Student Spotlight: A UI pianist performs for the first time during the pandemic

While freshman Jason Lee is no stranger to the stage, he recalled performing his first piano recital at the University of Iowa was a unique experience.



Tatiana Plowman, Arts Reporter

A spotlight illuminates the silhouette of Jason Lee as he seats himself at a large concert grand piano inside the Voxman Recital Hall.

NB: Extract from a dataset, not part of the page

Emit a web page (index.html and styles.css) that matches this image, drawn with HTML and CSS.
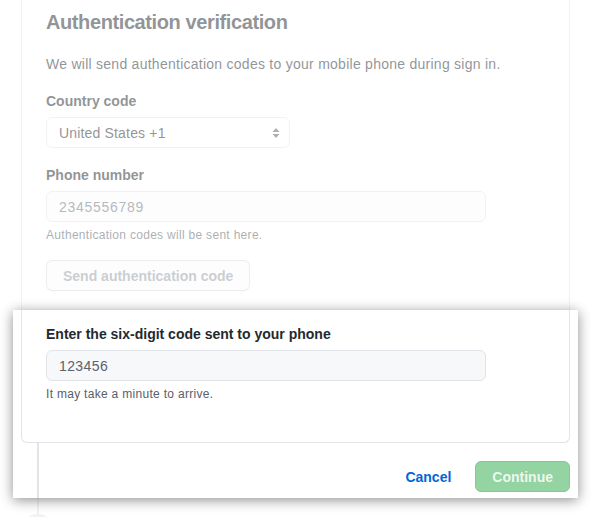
FILE: index.html
```html
<!DOCTYPE html>
<html lang="en">
<head>
<meta charset="utf-8">
<title>Authentication verification</title>
<link rel="stylesheet" href="styles.css">
</head>
<body>
<div class="page">
  <div class="card">
    <h2 class="title">Authentication verification</h2>
    <p class="desc">We will send authentication codes to your mobile phone during sign in.</p>
    <div class="group group-country">
      <label class="label">Country code</label>
      <div class="select">
        <span class="select-text">United States +1</span>
        <svg class="select-arrows" width="8" height="10" viewBox="0 0 8 10"><polygon points="4,0 7.5,4 0.5,4" fill="#586069"/><polygon points="0.5,6 7.5,6 4,10" fill="#586069"/></svg>
      </div>
    </div>
    <div class="group group-phone">
      <label class="label">Phone number</label>
      <input class="input input-phone" type="text" placeholder="2345556789">
      <p class="note">Authentication codes will be sent here.</p>
    </div>
    <button class="btn btn-send" type="button" disabled>Send authentication code</button>
    <div class="group group-code">
      <label class="label">Enter the six-digit code sent to your phone</label>
      <input class="input input-code" type="text" value="123456">
      <p class="note">It may take a minute to arrive.</p>
    </div>
  </div>
  <div class="below">
    <div class="timeline">
      <div class="tl-line"></div>
      <div class="tl-badge"></div>
    </div>
    <div class="actions">
      <button class="btn-link" type="button">Cancel</button>
      <button class="btn btn-primary" type="button">Continue</button>
    </div>
  </div>
</div>
<div class="spotlight"></div>
</body>
</html>
```

FILE: styles.css
```css
html, body {
  margin: 0;
  padding: 0;
  background: #ffffff;
  overflow: hidden;
}

body {
  font-family: "Liberation Sans", Arial, sans-serif;
  font-size: 14px;
  line-height: 20px;
  color: #24292e;
}

.page {
  padding-left: 21px;
}

.card {
  width: 549px;
  box-sizing: border-box;
  border: 1px solid #e1e4e8;
  border-top: none;
  border-radius: 0 0 6px 6px;
  padding: 7px 24px 39px;
}

.title {
  margin: 0 0 17px;
  font-size: 20px;
  line-height: 30px;
  font-weight: 700;
  letter-spacing: -0.4px;
  color: #24292e;
}

.desc {
  margin: 0 0 16px;
  font-size: 14px;
  line-height: 21px;
  letter-spacing: 0.26px;
  color: #24292e;
}

.group {
  display: flex;
  flex-direction: column;
  align-items: flex-start;
}

.group-country {
  margin-bottom: 17px;
}

.group-phone {
  margin-bottom: 16px;
}

.group-code {
  margin-top: 33px;
}

.label {
  display: block;
  margin-bottom: 6px;
  font-weight: 700;
  font-size: 14px;
  line-height: 20px;
  color: #24292e;
}

.select {
  width: 244px;
  height: 31px;
  box-sizing: border-box;
  border: 1px solid #e1e4e8;
  border-radius: 6px;
  background: #ffffff;
  display: flex;
  align-items: center;
  justify-content: space-between;
  padding: 0 9px 0 12px;
}

.select-text {
  letter-spacing: 0.17px;
  color: #24292e;
}

.select-arrows {
  display: block;
}

.input {
  width: 440px;
  height: 31px;
  box-sizing: border-box;
  margin: 0;
  padding: 0 12px;
  border: 1px solid #e1e4e8;
  border-radius: 6px;
  background: #fafbfc;
  font-family: inherit;
  font-size: 14px;
  color: #24292e;
  outline: none;
}

.input-phone {
  letter-spacing: 0.7px;
}

.input-phone::placeholder {
  color: #6a737d;
}

.input-code {
  background: #f6f8fa;
  letter-spacing: 0.4px;
  color: #5a626b;
}

.note {
  margin: 4px 0 0;
  font-size: 12px;
  line-height: 18px;
  letter-spacing: 0.3px;
  color: #586069;
}

.btn {
  height: 31px;
  box-sizing: border-box;
  margin: 0;
  padding: 0 16px;
  border-radius: 6px;
  font-family: inherit;
  font-size: 14px;
  font-weight: 700;
  line-height: 20px;
}

.btn-send {
  display: block;
  border: 1px solid rgba(27, 31, 35, 0.15);
  background: #fafbfc;
  color: #959da5;
}

.below {
  width: 549px;
  display: flex;
  justify-content: space-between;
  align-items: flex-start;
}

.timeline {
  display: flex;
  flex-direction: column;
  align-items: flex-start;
}

.tl-line {
  width: 2px;
  height: 71px;
  margin-left: 16px;
  background: #e1e4e8;
}

.tl-badge {
  width: 32px;
  height: 32px;
  margin-left: 1px;
  border-radius: 50%;
  background: #e1e4e8;
}

.actions {
  margin-top: 18px;
  display: flex;
  align-items: center;
  gap: 8px;
}

.btn-link {
  height: 31px;
  margin: 0;
  padding: 0 16px;
  border: none;
  background: transparent;
  font-family: inherit;
  font-size: 14px;
  font-weight: 700;
  color: #0366d6;
}

.btn-primary {
  border: 1px solid #86c894;
  background: #94d3a2;
  color: rgba(255, 255, 255, 0.85);
}

.spotlight {
  position: absolute;
  left: 13px;
  top: 310px;
  width: 565px;
  height: 188px;
  box-shadow: 0 2px 12px rgba(0, 0, 0, 0.45), 0 0 0 3000px rgba(255, 255, 255, 0.5);
  pointer-events: none;
}
```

The auditorium in Voxman Music Building, which can seat over 200 audience members, holds only 35 attendees.

For his first recital as a student at the University of Iowa, the first-year music student with an emphasis in piano performance played four pieces for his small audience, made up of friends, family, and his professor: Nocturne in C Sharp Minor by Frédéric Chopin, Sonata in C Major by Wolfgang Amadeus Mozart, 4 Impromptus by Franz Schubert, and Wiegenlied by Johannes Brahms.

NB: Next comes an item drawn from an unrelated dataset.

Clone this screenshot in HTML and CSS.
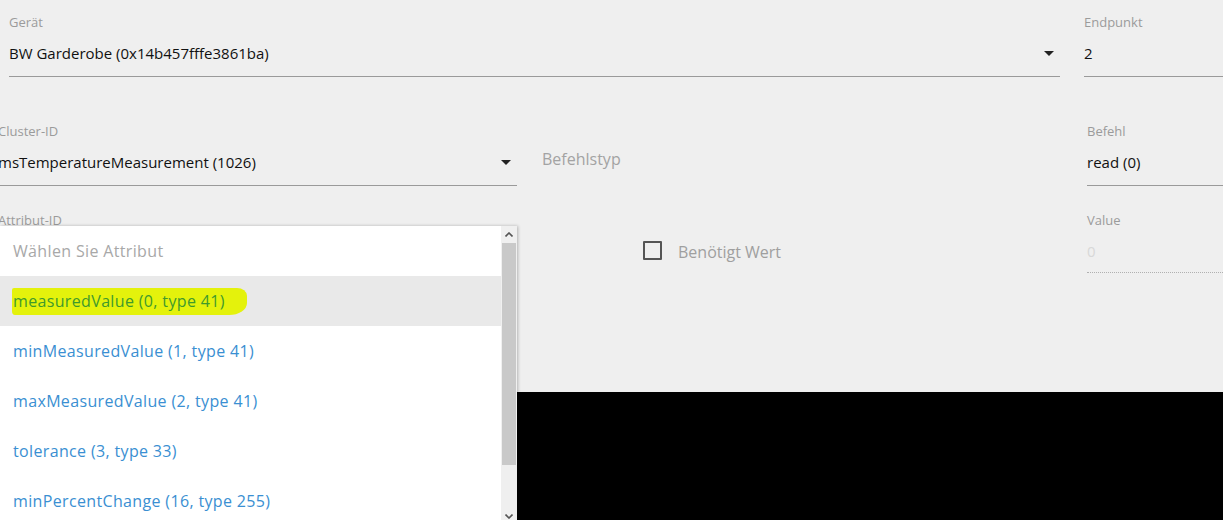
FILE: index.html
```html
<!DOCTYPE html>
<html lang="de">
<head>
<meta charset="utf-8">
<link rel="stylesheet" href="styles.css">
</head>
<body>
<div class="page">
  <div class="row row1">
    <div class="field f-device">
      <div class="label">Gerät</div>
      <div class="select"><span class="value">BW Garderobe (0x14b457fffe3861ba)</span><span class="caret"></span></div>
    </div>
    <div class="field f-endpoint">
      <div class="label">Endpunkt</div>
      <div class="select"><span class="value">2</span></div>
    </div>
  </div>

  <div class="row row2">
    <div class="field f-cluster">
      <div class="label">Cluster-ID</div>
      <div class="select"><span class="value">msTemperatureMeasurement (1026)</span><span class="caret"></span></div>
    </div>
    <div class="cmdtype">Befehlstyp</div>
    <div class="field f-right">
      <div class="label">Befehl</div>
      <div class="select"><span class="value">read (0)</span></div>
    </div>
  </div>

  <div class="row row3">
    <div class="field f-cluster">
      <div class="label">Attribut-ID</div>
    </div>
    <div class="check">
      <span class="box"></span>
      <span class="check-label">Benötigt Wert</span>
    </div>
    <div class="field f-right">
      <div class="label">Value</div>
      <div class="select dotted"><span class="value disabled">0</span></div>
    </div>
  </div>

  <div class="black"></div>

  <div class="dropdown">
    <ul class="list">
      <li class="item placeholder">Wählen Sie Attribut</li>
      <li class="item active"><span class="mark">measuredValue (0, type 41)</span></li>
      <li class="item">minMeasuredValue (1, type 41)</li>
      <li class="item">maxMeasuredValue (2, type 41)</li>
      <li class="item">tolerance (3, type 33)</li>
      <li class="item">minPercentChange (16, type 255)</li>
    </ul>
    <div class="scrollbar">
      <div class="sb-btn up"><svg width="8" height="5" viewBox="0 0 8 5"><path d="M0.5 4.5 L4 1 L7.5 4.5" fill="none" stroke="#555" stroke-width="1.6"/></svg></div>
      <div class="sb-thumb"></div>
      <div class="sb-track"></div>
      <div class="sb-btn down"><svg width="8" height="5" viewBox="0 0 8 5"><path d="M0.5 0.5 L4 4 L7.5 0.5" fill="none" stroke="#555" stroke-width="1.6"/></svg></div>
    </div>
  </div>
</div>
</body>
</html>
```

FILE: styles.css
```css
* { box-sizing: border-box; }
html, body { margin: 0; padding: 0; }
body {
  background: #efefef;
  font-family: "Open Sans", "Noto Sans", "DejaVu Sans", sans-serif;
}
.page {
  position: relative;
  width: 1223px;
  height: 520px;
  overflow: hidden;
  background: #efefef;
}
.row {
  display: flex;
  align-items: flex-start;
}
.row1 { padding-top: 14px; padding-left: 9px; }
.row2 { padding-top: 46px; }
.row3 { padding-top: 26px; height: 206px; }

.field { flex: none; }
.label {
  font-size: 13px;
  line-height: 16px;
  color: #9b9b9b;
  white-space: nowrap;
}
.select {
  position: relative;
  height: 47px;
  padding-top: 13px;
  border-bottom: 1px solid #9a9a9a;
  display: flex;
  align-items: flex-start;
}
.select.dotted { border-bottom: 1px dotted #b0b0b0; height: 45px; }
.value {
  font-size: 15px;
  line-height: 20px;
  color: #111;
  white-space: nowrap;
}
.value.disabled { color: #d8d8d8; }
.caret {
  margin-left: auto;
  margin-right: 6px;
  margin-top: 8px;
  width: 0; height: 0;
  border-left: 5px solid transparent;
  border-right: 5px solid transparent;
  border-top: 5px solid #222;
}
.f-device { width: 1051px; }
.f-endpoint { width: 150px; margin-left: 24px; }
.f-cluster { width: 519px; margin-left: -2px; }
.f-right { width: 140px; margin-left: auto; margin-right: -4px; }

.cmdtype {
  margin-left: 25px;
  margin-top: 26px;
  font-size: 16px;
  line-height: 20px;
  color: #a3a3a3;
}
.check {
  display: flex;
  align-items: center;
  margin-left: 126px;
  margin-top: 26px;
}
.box {
  width: 19px; height: 19px;
  border: 2px solid #555;
  border-radius: 1px;
}
.check-label {
  margin-left: 16px;
  margin-top: 4px;
  font-size: 16px;
  color: #9f9f9f;
  line-height: 20px;
}

.black {
  height: 128px;
  background: #000;
}

.dropdown {
  position: absolute;
  left: 0;
  top: 226px;
  width: 517px;
  height: 300px;
  background: #fff;
  display: flex;
  box-shadow: 1px 0 3px rgba(0,0,0,0.25);
}
.list {
  list-style: none;
  margin: 0;
  padding: 0;
  width: 501px;
}
.item {
  height: 50px;
  padding-left: 13px;
  display: flex;
  align-items: center;
  font-size: 16px;
  letter-spacing: 0.35px;
  color: #3a8fd2;
  white-space: nowrap;
}
.item.placeholder { color: #a8a8a8; }
.item.active { background: #e9e9e9; }
.mark {
  margin-left: -1px;
  padding: 2px 22px 3px 1px;
  background: #e4f20c;
  color: #3f9a2c;
  border-radius: 2px 10px 18px 3px / 2px 8px 12px 4px;
}
.scrollbar {
  width: 16px;
  display: flex;
  flex-direction: column;
  background: #f0f0f0;
}
.sb-btn {
  height: 17px;
  display: flex;
  align-items: center;
  justify-content: center;
  flex: none;
}
.sb-btn.down { height: 16px; align-items: flex-start; padding-top: 4px; }
.sb-thumb { height: 222px; background: #c9c9c9; flex: none; margin: 0 1px; }
.sb-track { flex: 1; background: #efefef; }
```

While recitals aren’t a major requirement until the student’s senior year, Lee is no stranger to the recital stage. He’s played on many stages, performing since age 5, from his hometown of Naperville, Illinois all the way to a recital in the southern California area. He’s also performed in Carnegie Hall in 2016, after winning second place in the American Protégé International Piano Competition.

“Every performance experience has brought a new, profound memory,” Lee said. “Getting to express my feelings and seeing the effect that my music has on people is absolutely incredible.”

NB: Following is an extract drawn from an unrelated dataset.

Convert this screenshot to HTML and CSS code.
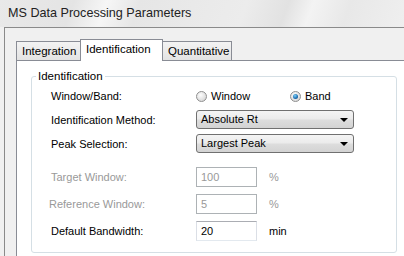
FILE: index.html
```html
<!DOCTYPE html>
<html lang="en">
<head>
    <meta charset="UTF-8">
    <title>MS Data Processing Parameters</title>
    <link rel="stylesheet" href="styles.css">
</head>
<body>
    <div class="titlebar">MS Data Processing Parameters</div>

    <div class="frame">
        <div class="tabs">
            <div class="tab">Integration</div>
            <div class="tab active">Identification</div>
            <div class="tab">Quantitative</div>
        </div>

        <div class="panel">
            <fieldset class="group">
                <legend>Identification</legend>

                <div class="row row-band">
                    <span class="label">Window/Band:</span>
                    <div class="radios">
                        <label class="radio"><span class="dot"></span>Window</label>
                        <label class="radio checked"><span class="dot"></span>Band</label>
                    </div>
                </div>

                <div class="row row-select">
                    <span class="label">Identification Method:</span>
                    <div class="select">Absolute Rt<span class="arrow"></span></div>
                </div>

                <div class="row row-select">
                    <span class="label">Peak Selection:</span>
                    <div class="select">Largest Peak<span class="arrow"></span></div>
                </div>

                <div class="row row-input first disabled">
                    <span class="label">Target Window:</span>
                    <div class="textbox">100</div>
                    <span class="unit">%</span>
                </div>

                <div class="row row-input disabled">
                    <span class="label ref">Reference Window:</span>
                    <div class="textbox">5</div>
                    <span class="unit">%</span>
                </div>

                <div class="row row-input">
                    <span class="label">Default Bandwidth:</span>
                    <div class="textbox">20</div>
                    <span class="unit">min</span>
                </div>
            </fieldset>
        </div>
    </div>
</body>
</html>
```

FILE: styles.css
```css
body {
    margin: 0;
    width: 404px;
    height: 256px;
    overflow: hidden;
    font-family: "Liberation Sans", Arial, sans-serif;
    font-size: 11px;
    color: #000;
    background: #f0f0f0;
}
.titlebar {
    height: 27px;
    line-height: 27px;
    padding-left: 8px;
    font-size: 12.6px;
    color: #222;
    background: linear-gradient(110deg, #e9e9e9 0%, #e4e4e4 18%, #f6f6f6 26%, #e6e6e6 34%, #ececec 60%, #e2e2e2 70%, #f3f3f3 76%, #e8e8e8 85%, #efefef 100%);
}
.frame {
    margin-left: 4px;
    border-top: 1px solid #8a8a8a;
    border-left: 1px solid #8a8a8a;
    padding: 11px 0 0 11px;
    height: 229px;
    box-sizing: border-box;
    background: #f0f0f0;
}
.tabs {
    display: flex;
    align-items: flex-end;
    height: 21px;
    position: relative;
    z-index: 1;
}
.tab {
    height: 18px;
    line-height: 18px;
    padding: 0 5px;
    border: 1px solid #898c95;
    border-bottom: none;
    background: linear-gradient(#f3f3f3, #e3e3e3);
    font-size: 11.5px;
}
.tab + .tab {
    margin-left: -1px;
}
.tab:first-child {
    width: 53px;
}
.tab.active {
    height: 21px;
    line-height: 19px;
    width: 71px;
    padding: 0 5px;
    background: #fff;
    margin-bottom: -1px;
    position: relative;
}
.tab:last-child {
    width: 58px;
    padding-left: 5px;
}
.panel {
    border: 1px solid #898c95;
    border-right: none;
    border-bottom: none;
    background: #fff;
    padding: 9px 0 0 14px;
    height: 196px;
}
.group {
    width: 366px;
    margin: 0;
    padding: 4px 0 7px 0;
    border: 1px solid #d5dfe5;
    border-radius: 3px;
    box-sizing: border-box;
    height: 183px;
}
.group legend {
    padding: 0 2px;
    margin-left: 4px;
    line-height: 13px;
    font-size: 11.5px;
}
.row {
    display: flex;
    align-items: center;
    height: 19px;
    margin-top: 5px;
}
.row-band {
    height: 18px;
    margin-top: 0;
}
.row-input {
    height: 20px;
    margin-top: 7px;
}
.row-input.first {
    margin-top: 14px;
}
.label {
    width: 145px;
    padding-left: 19px;
    flex-shrink: 0;
}
.label.ref {
    padding-left: 17px;
    width: 147px;
}
.radios {
    display: flex;
}
.radio {
    display: flex;
    align-items: center;
    width: 94px;
}
.dot {
    width: 11px;
    height: 11px;
    border: 1px solid #8f8f8f;
    border-radius: 50%;
    margin-right: 4px;
    background: radial-gradient(circle at 40% 35%, #fdfdfd, #dcdcdc 70%, #c8c8c8);
    box-sizing: border-box;
    flex-shrink: 0;
    display: flex;
    align-items: center;
    justify-content: center;
}
.radio.checked .dot::after {
    content: "";
    width: 5px;
    height: 5px;
    border-radius: 50%;
    background: radial-gradient(circle at 40% 35%, #7fd0f5, #1a6db2 60%, #0b3e78);
}
.select {
    position: relative;
    width: 158px;
    height: 19px;
    line-height: 17px;
    padding-left: 4px;
    box-sizing: border-box;
    border: 1px solid #707070;
    border-radius: 3px;
    background: linear-gradient(#f4f4f4 0%, #ebebeb 48%, #dddddd 52%, #d3d3d3 100%);
}
.arrow {
    position: absolute;
    right: 5px;
    top: 7px;
    border-left: 4px solid transparent;
    border-right: 4px solid transparent;
    border-top: 4px solid #000;
}
.textbox {
    width: 61px;
    height: 20px;
    line-height: 18px;
    padding-left: 4px;
    box-sizing: border-box;
    border: 1px solid #e3e9ef;
    border-top-color: #abadb3;
    border-left-color: #dbdfe6;
    border-right-color: #dbdfe6;
    background: #fff;
}
.unit {
    margin-left: 12px;
}
.disabled .label,
.disabled .textbox,
.disabled .unit {
    color: #999;
}
.disabled .textbox {
    border-color: #adb2b5;
}
```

The pieces Lee played at the recital, which took place on March 27, were selected by his piano professor, Réne Lecuona, who selected the music based on what she believed he would be most comfortable with. She also ensured that the pieces paired nicely together.

RELATED: Student Spotlight: UI undergrad playwright and activist delves into powerful themes

Lee decided to play a recital this year without hesitation. Amid the pandemic, he’s leaped at any opportunity to create music for others to enjoy, adding that he plans on doing a recital each year he is at the university.

Lee’s passion for piano began at age 3. His father, Brian Lee, is an acclaimed pianist who received his doctorate degree from The Juilliard School.

“I found my own path with piano,” Lee said. “My family is my support system and I am really thankful, especially for having my dad as my biggest role model.”

Lee said he had not initially considered attending the UI until visiting a Midwest college fair at Northwestern University. After talking with the representatives, he decided that he wanted to tour the school and talk more with the music department. Lee went through four rounds of auditions at the UI and then learned he had earned a slot to be a music major with an emphasis in piano.

“I just knew that after speaking with everyone and seeing Voxman that Iowa was the perfect fit for myself,” Lee said. “I wouldn’t want to be anywhere else.”

Leading up to his recital, Lee practiced every day for at least three hours, averaging about 25 hours a week. Each piano major is provided with their own practice room to perfect their pieces for the live performance.

“When you’re in the performance zone, there’s a very rare feeling of euphoria,” Lee said. “It’s an entirely different world that you get transported to and it isn’t until the thunder of applause that you realize what just happened.”